C.d. reato di clandestinità, legge elettorale: uno strano sillogismo

C.d. reato di clandestinità, legge elettorale: uno strano sillogismo

Un giudice di pace, chiamato a decidere su un caso di applicazione della fattispecie considerata all’art. 10-bis D. L. 25/7/1998, n.286, introdotto, come noto, dall’art. 1, 16, lett. a), L. 15/7/2009, n. 94, ha sollevato questione d’illegittimità costituzionale della norma, argomentando come essa sia stata introdotta dai “componenti” di un Parlamento che non sarebbe un …. Parlamento, in conseguenza della L. 21/12/2005, n. 270, la quale, con l’attribuzione ai partiti politici della determinazione dell’ordine di iscrizione dei candidati nelle liste (ed altro) avrebbe alterato i principi di sovranità popolare.

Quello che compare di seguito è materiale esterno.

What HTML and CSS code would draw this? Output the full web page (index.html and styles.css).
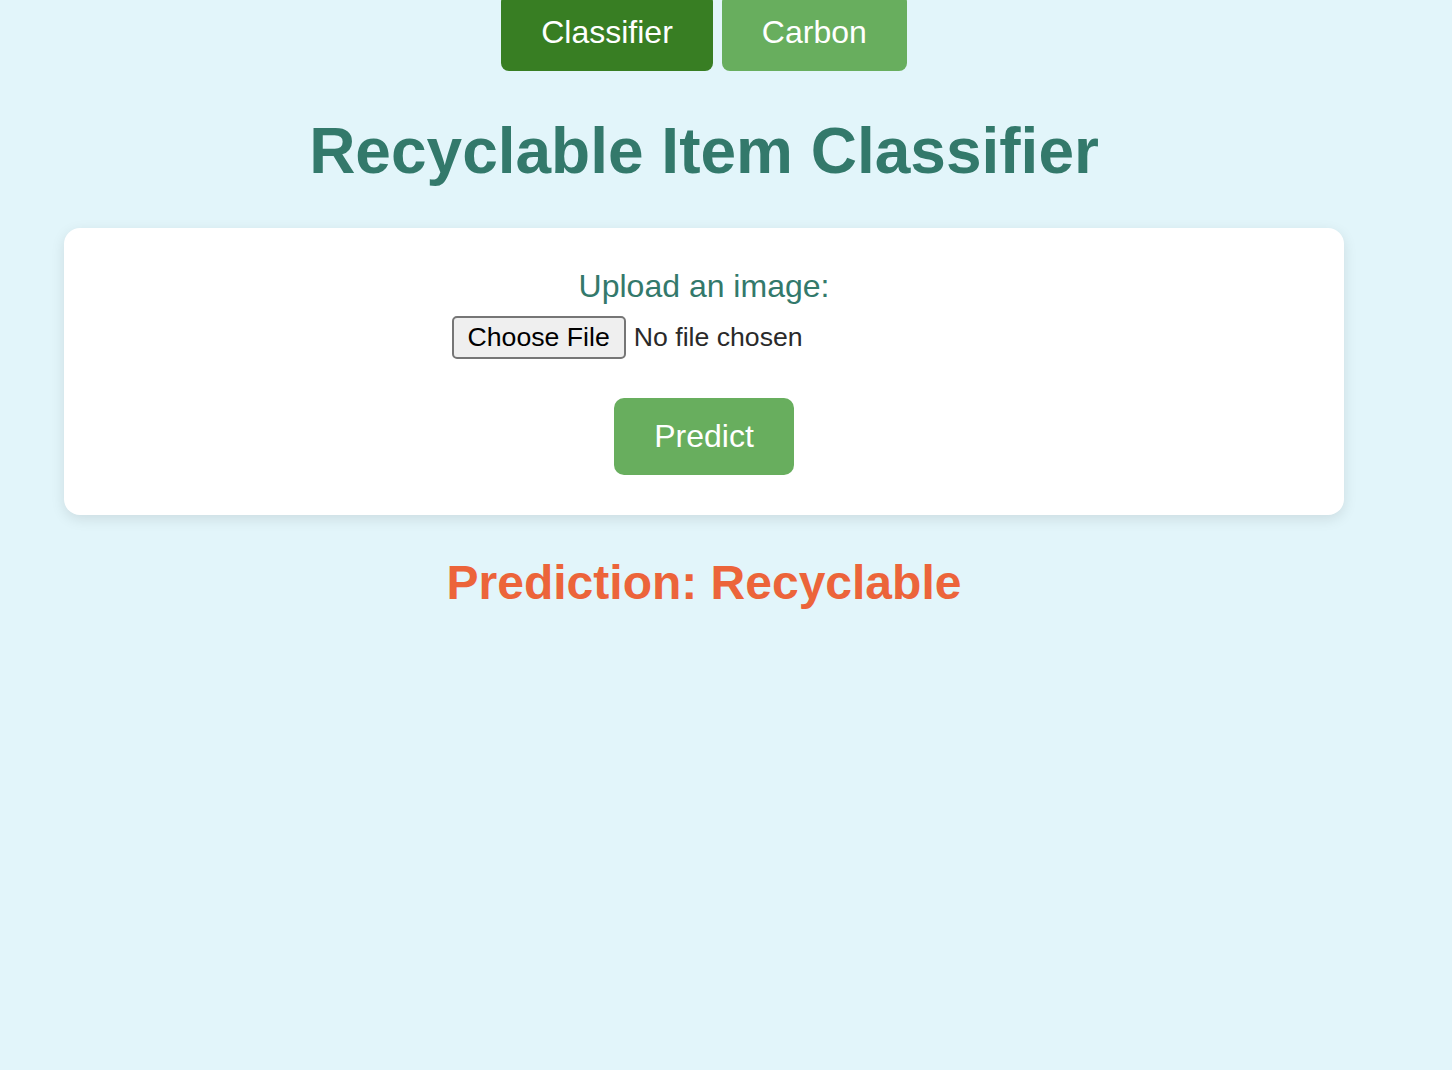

Per inciso, i dubbi di costituzionalità della L. 21/12/2005, n. 270 sono di prossimo esame avanti alla Corte Costituzionale, ma nell’ordinanza citata si assume l’argomentazione per la quale, risultando l’elezione dei membri del Parlamento non già una conseguenza diretta dell’espressione di voto ma una scelta delle segreterie dei partiti, sorge il fondato dubbio che il Parlamento risulti carente di legalità costituzionale alla quale si aggiunge un ulteriore dubbio sul deficit di legittimità dello stesso, per cui, è dubbio che la legge in oggetto, in quanto varata da un parlamento di cui risulta dubbia la legalità/legittimità costituzionale della sua investitura, possa ritenersi prescrittiva. Incidentalmente, può considerarsi, o meglio, ipotizzarsi come la prossima pronuncia della Corte Costituzionale attorno alla L. 21/12/2005, n. 270 possa essere tale da assorbire la questione così sollevata, l’ordinanza del giudice di pace potrebbe (astrattamente, se il sillogismo cui è stato fatto ricorso venisse condiviso dalla Corte Costituzionale) portare alla conseguenza che tutte le norme emanate dal Parlamento (ma anche gli altri atti adottati dal Parlamento), nel corso delle diverse legislature in cui l’elezione è avvenuta in applicazione della L. 21/12/2005, n. 270 possano venire ritenute prive di natura prescrittiva, dando la stura ad una proliferazione di questioni di legittimità costituzionale, sulle singole norme che, di volta in volta, vengano in applicazione.
Il tutto potrebbe sintetizzarsi nella formula (grossolanamente espressa) per cui: “se il Parlamento non è un… Parlamento, allora le sue leggi non sono …. leggi.”, il ché contrasta con una pluralità di aspetti, non ultimo quello dell’art. 136, 1 Cost., per il quale una disposizione di cui sia dichiarata l’illegittimità costituzionale cessa di avere efficacia dopo tale pronuncia e tale dichiarazione non retroagisce all’entrata in vigore della norma interessata.